2. The assessee is a civil contractor engaged in cable laying work for BSNL. The assessment for the relevant assessment year was completed under Section 143 of the Income Tax Act on a total income of Rs.41,10,334/-. The assessee had shown an amount of Rs.57,98,265/- as “Maistries Due” in the balance sheet. It was explained by the assessee that this amount represented wage disbursement to labourers through maistries. However, the Assessing Officer, after examining the details, added a sum of Rs.21,61,740/- out of the amount shown as maistry’s dues and added the same to the profit shown. The assessee filed an appeal before the Commissioner of Income Tax (Appeals). The first Appellate Authority confirmed the addition of Rs.21,61,740/-. Further appeal preferred by the assessee before the Income Tax Appellate Tribunal came to be allowed. Aggrieved against the said order of the Tribunal, the present appeal has been filed by the Revenue raising the above substantial questions of law.

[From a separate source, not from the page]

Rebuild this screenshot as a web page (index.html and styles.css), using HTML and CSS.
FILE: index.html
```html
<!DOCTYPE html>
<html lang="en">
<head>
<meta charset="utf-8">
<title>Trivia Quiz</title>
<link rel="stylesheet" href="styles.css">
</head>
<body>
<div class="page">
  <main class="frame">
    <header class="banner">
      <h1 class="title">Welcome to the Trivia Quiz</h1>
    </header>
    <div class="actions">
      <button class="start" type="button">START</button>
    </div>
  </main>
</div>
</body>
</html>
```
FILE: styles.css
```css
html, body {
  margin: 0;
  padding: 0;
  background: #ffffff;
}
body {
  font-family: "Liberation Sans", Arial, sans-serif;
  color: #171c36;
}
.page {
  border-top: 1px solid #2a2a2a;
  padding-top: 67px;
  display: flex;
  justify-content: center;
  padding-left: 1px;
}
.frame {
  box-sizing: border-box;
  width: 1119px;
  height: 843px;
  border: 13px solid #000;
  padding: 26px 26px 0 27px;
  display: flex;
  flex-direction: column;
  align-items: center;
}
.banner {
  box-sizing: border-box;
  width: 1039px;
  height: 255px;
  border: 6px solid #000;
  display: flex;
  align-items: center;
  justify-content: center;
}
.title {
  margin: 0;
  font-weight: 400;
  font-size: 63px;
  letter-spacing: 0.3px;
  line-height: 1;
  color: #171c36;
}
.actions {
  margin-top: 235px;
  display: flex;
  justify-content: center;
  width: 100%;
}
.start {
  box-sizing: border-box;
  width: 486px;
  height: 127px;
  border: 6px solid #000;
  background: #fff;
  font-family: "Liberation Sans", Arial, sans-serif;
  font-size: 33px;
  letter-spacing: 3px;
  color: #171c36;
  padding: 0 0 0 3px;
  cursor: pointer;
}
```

3. Mr. J. Narayanasamy, learned standing counsel appearing for the Revenue submitted that the excess payment shown as expenditure was not, in fact, shown as income in the Profit and Loss Account and therefore in the absence of matching income shown in the Profit and Loss Account, the addition made by the Assessing Officer cannot be disturbed. He also contended that even otherwise, the expenses said to have been made, have not been proved by any vouchers, when the matter was remitted back to the Assessing Officer by the first Appellate Authority.
4. Per contra, Mr. V.S. Jayakumar, learned counsel appearing for the assessee submitted that the assessee is following mercantile system of accounting and as such, valued the work-in-progress and shown in the balance sheet. Therefore, the contention of the Revenue in this aspect is not correct. He further submitted that when the books are not rejected by the Authorities, they are not entitled to make addition based on estimation.

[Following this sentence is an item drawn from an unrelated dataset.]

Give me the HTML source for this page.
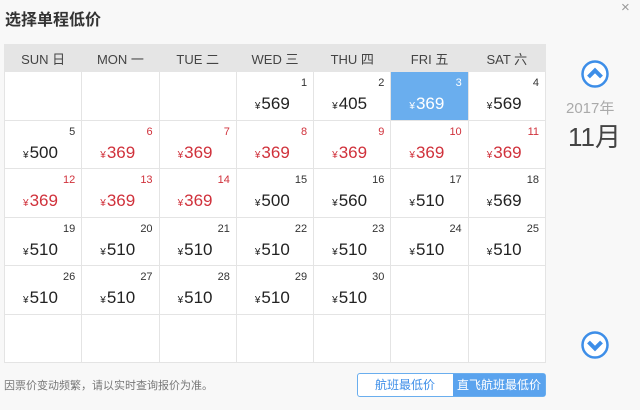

5. In support of the submission, learned counsel relied the decision of the Apex Court Sargam Cinema v. CIT  328 ITR 513/ 197 Taxman 203. He further submitted that only when the work is completed, the assessee can show the income in the books of account, especially when the assessee is following the mercantile system of accounting. It is also his further contention that the Assessing Officer has not found anywhere that there are no vouchers produced by the assessee in support of the disputed expenses. Only when the matter was remitted back by the first Appellate Authority, that too after some years, the assessee was not in a position to produce those vouchers, as the same were damaged during 2005 due to floods. Therefore, learned counsel submitted that it is not the case that there are no vouchers, but they could not be produced only due to the reasons as stated supra. He also submitted that the Tribunal, being a fact finding authority, has found that the assessee had been following mercantile system of accounting and these amounts were duly debited to the Profit and Loss Account. When such being a factual finding rendered by the Tribunal, the same need not be interfered with by this Court, as there is no substantial question of law involved in this case. It is also further submitted by him that in any event, there is no revenue loss, as the receipt from BSNL would be shown in the next assessment year as income.
6. Heard learned standing counsel appearing for the Revenue and the learned counsel appearing for the assessee.

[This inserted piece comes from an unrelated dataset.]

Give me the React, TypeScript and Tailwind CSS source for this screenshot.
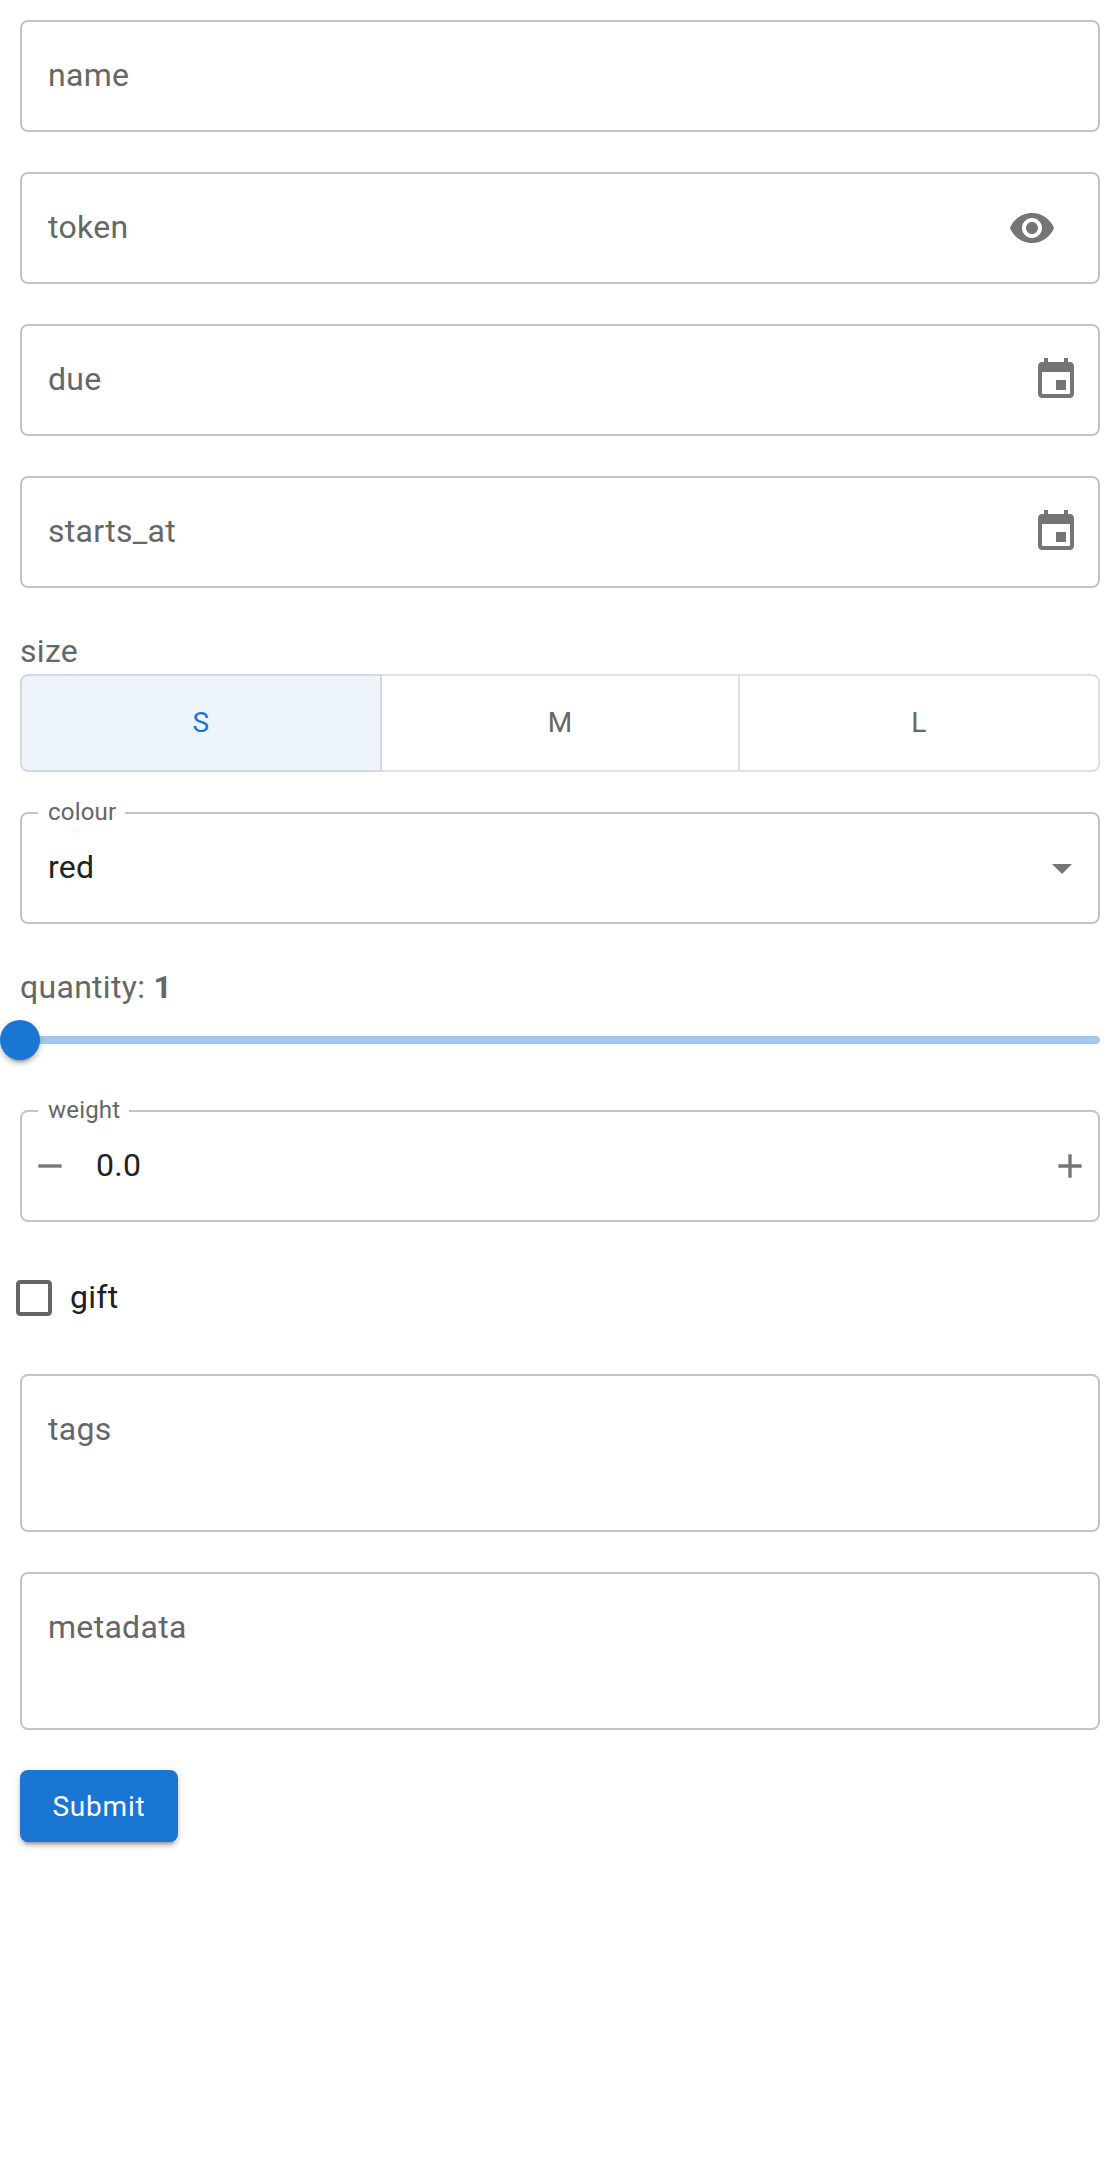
const font = { fontFamily: 'Roboto, sans-serif' };

const elevation = 'shadow-[0_6px_2px_-4px_rgba(0,0,0,0.2),0_4px_4px_0_rgba(0,0,0,0.14),0_2px_10px_0_rgba(0,0,0,0.12)]';

function Icon({ d, size = 48, className = '' }: { d: string; size?: number; className?: string }) {
  return (
    <svg viewBox="0 0 24 24" width={size} height={size} className={`fill-[#757575] shrink-0 ${className}`}>
      <path d={d} />
    </svg>
  );
}

const eye = 'M12 4.5C7 4.5 2.73 7.61 1 12c1.73 4.39 6 7.5 11 7.5s9.27-3.11 11-7.5c-1.73-4.39-6-7.5-11-7.5zM12 17c-2.76 0-5-2.24-5-5s2.24-5 5-5 5 2.24 5 5-2.24 5-5 5zm0-8c-1.66 0-3 1.34-3 3s1.34 3 3 3 3-1.34 3-3-1.34-3-3-3z';
const event = 'M17 12h-5v5h5v-5zM16 1v2H8V1H6v2H5c-1.11 0-1.99.9-1.99 2L3 19c0 1.1.89 2 2 2h14c1.1 0 2-.9 2-2V5c0-1.1-.9-2-2-2h-1V1h-2zm3 18H5V8h14v11z';

function Field({ label, icon }: { label: string; icon?: React.ReactNode }) {
  return (
    <div className="h-[112px] flex items-center justify-between border-2 border-[#c4c4c4] rounded-lg pl-[26px] pr-[18px]">
      <span className="mb-[2px] text-[32px] leading-[46px] tracking-[0.3px] text-[#666666]">{label}</span>
      {icon}
    </div>
  );
}

function Area({ label }: { label: string }) {
  return (
    <div className="h-[158px] border-2 border-[#c4c4c4] rounded-lg pl-[26px] pt-[30px]">
      <span className="block text-[32px] leading-[46px] tracking-[0.3px] text-[#666666]">{label}</span>
    </div>
  );
}

function Outlined({ label, children }: { label: string; children: React.ReactNode }) {
  return (
    <div className="relative h-[112px] flex items-center border-2 border-[#c4c4c4] rounded-lg">
      <span className="absolute left-[16px] top-[-18px] pl-[10px] pr-[9px] bg-white text-[24px] leading-[32px] tracking-[0.2px] text-[#666666]">{label}</span>
      {children}
    </div>
  );
}

export default function App() {
  return (
    <div style={font} className="w-[1120px] h-[2160px] bg-white px-5 py-5 flex flex-col">
      <div className="flex flex-col gap-10">
        <Field label="name" />
        <Field label="token" icon={<Icon d={eye} className="mr-[24px]" />} />
        <Field label="due" icon={<Icon d={event} />} />
        <Field label="starts_at" icon={<Icon d={event} />} />

        <div className="flex flex-col">
          <span className="text-[32px] leading-[46px] tracking-[0.3px] text-[#666666]">size</span>
          <div className="flex h-[98px] text-[28px] tracking-[0.3px] text-[#666666]">
            <div className="w-[362px] flex items-center justify-center bg-[#edf4fb] text-[#1976d2] border-2 border-[#d1d9e1] rounded-l-lg">S</div>
            <div className="w-[358px] flex items-center justify-center border-y-2 border-r-2 border-[#e0e0e0]">M</div>
            <div className="w-[360px] flex items-center justify-center border-y-2 border-r-2 border-[#e0e0e0] rounded-r-lg">L</div>
          </div>
        </div>

        <Outlined label="colour">
          <span className="mb-[2px] pl-[26px] flex-1 text-[32px] tracking-[0.3px] text-[#212121]">red</span>
          <Icon d="M7 10l5 5 5-5z" className="mr-[12px]" />
        </Outlined>

        <div className="flex flex-col">
          <span className="text-[32px] leading-[46px] tracking-[0.3px] text-[#666666]">quantity: <b className="font-bold">1</b></span>
          <div className="relative h-[8px] mt-[26px] rounded-full bg-[#a3c8ed]">
            <div className={`absolute left-[-20px] top-[-16px] w-10 h-10 rounded-full bg-[#1976d2] ${elevation}`} />
          </div>
        </div>

        <div className="mt-[26px]">
          <Outlined label="weight">
            <Icon d="M19 13H5v-2h14v2z" size={40} className="ml-[8px]" />
            <span className="mb-[2px] ml-[26px] flex-1 text-[32px] tracking-[0.3px] text-[#212121]">0.0</span>
            <Icon d="M19 13h-6v6h-2v-6H5v-2h6V5h2v6h6v2z" size={40} className="mr-[8px]" />
          </Outlined>
        </div>

        <div className="flex items-center h-[72px] ml-[-22px]">
          <svg viewBox="0 0 24 24" width={48} height={48} className="fill-[#666666] m-3">
            <path d="M19 5v14H5V5h14m0-2H5c-1.1 0-2 .9-2 2v14c0 1.1.9 2 2 2h14c1.1 0 2-.9 2-2V5c0-1.1-.9-2-2-2z" />
          </svg>
          <span className="mb-[2px] text-[32px] tracking-[0.3px] text-[#212121]">gift</span>
        </div>

        <Area label="tags" />
        <Area label="metadata" />

        <button className={`self-start h-[72px] w-[158px] pt-[2px] rounded-lg bg-[#1976d2] text-white text-[28px] font-normal tracking-[0.8px] ${elevation}`}>
          Submit
        </button>
      </div>
    </div>
  );
}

7. In this appeal, the Revenue raised two issues. In so far as the first issue, namely, there is no matching income shown on the Profit and Loss Account is concerned, it is seen that the assessee is following mercantile system of accounting and the said fact is evident from the assessment order itself. It is also not disputed that the assessee has already valued the work-in-progress and shown in the balance sheet. According to the assessee, even though they paid the amount to the Maistry before receipt of the payment from BSNL, they would only show the receipt as income only when the work is completed. That is why they show it as work-in-progress. The Tribunal found that the assessee, by following the mercantile system of accounting, had duly debited these amounts to the Profit and Loss Account. The said finding, being a factual finding rendered by the Tribunal, the same cannot be interfered with by this Court as no other contra facts are placed before us.
8. Learned counsel appearing for the assessee relied on the decision of the Apex Court reported in Sargam Cinema(supra) to contend that without rejecting the books of account, the Assessing Authority cannot make any addition.
9. A perusal of the order of the Assessing Officer would show that he has not rejected the books of account and only made the addition on the reason that there is no matching entry of income in the said account with the corresponding expenses made by the assessee. As it is explained by the assessee that they have shown in the books of account as work-in-progress and especially under the circumstances of following the mercantile system of accounting, we find force in the submission made by the learned counsel appearing for the assessee. Accordingly, the first issue is answered in favour of the assessee and against the Revenue.
10. As far as the next issue, namely, absence of materials to prove the expenses, is concerned, as rightly contended by the learned counsel appearing for the assessee, the Assessing Officer has not found anywhere in the assessment order that the expenses made by the assessee towards the Maistry dues is not supported by any material documents. It is only when the matter was remitted back from the first Appellate Authority to the Assessing Officer during the pendency of the appeal, the assessee was not in a position to produce those vouchers, for which he has also given reason that the vouchers were damaged during 2005 floods. Such reason assigned by the assessee was not disproved or disputed by the Revenue. On the other hand, the first Appellate Authority came to the conclusion that in the absence of vouchers in respect of the expenditure claimed, there is every possibility of wrong claim by the assessee in this regard. In our considered view, such finding of the first Appellate Authority is based on presumption and assumption. It is not the case that there are no materials. If that is the fact, then the Assessing Officer himself would have stated so in the assessment order. In the absence of any such finding by the Assessing Officer, we find no force in the submission of the learned standing counsel appearing for the Revenue in this regard.
11. Consequently, we find the order passed by the Income Tax Appellate Tribunal does not warrant any interference and accordingly, the Tax Case (Appeal) stands dismissed by answering both the substantial questions of law against the Revenue and in favour of the assessee. No costs.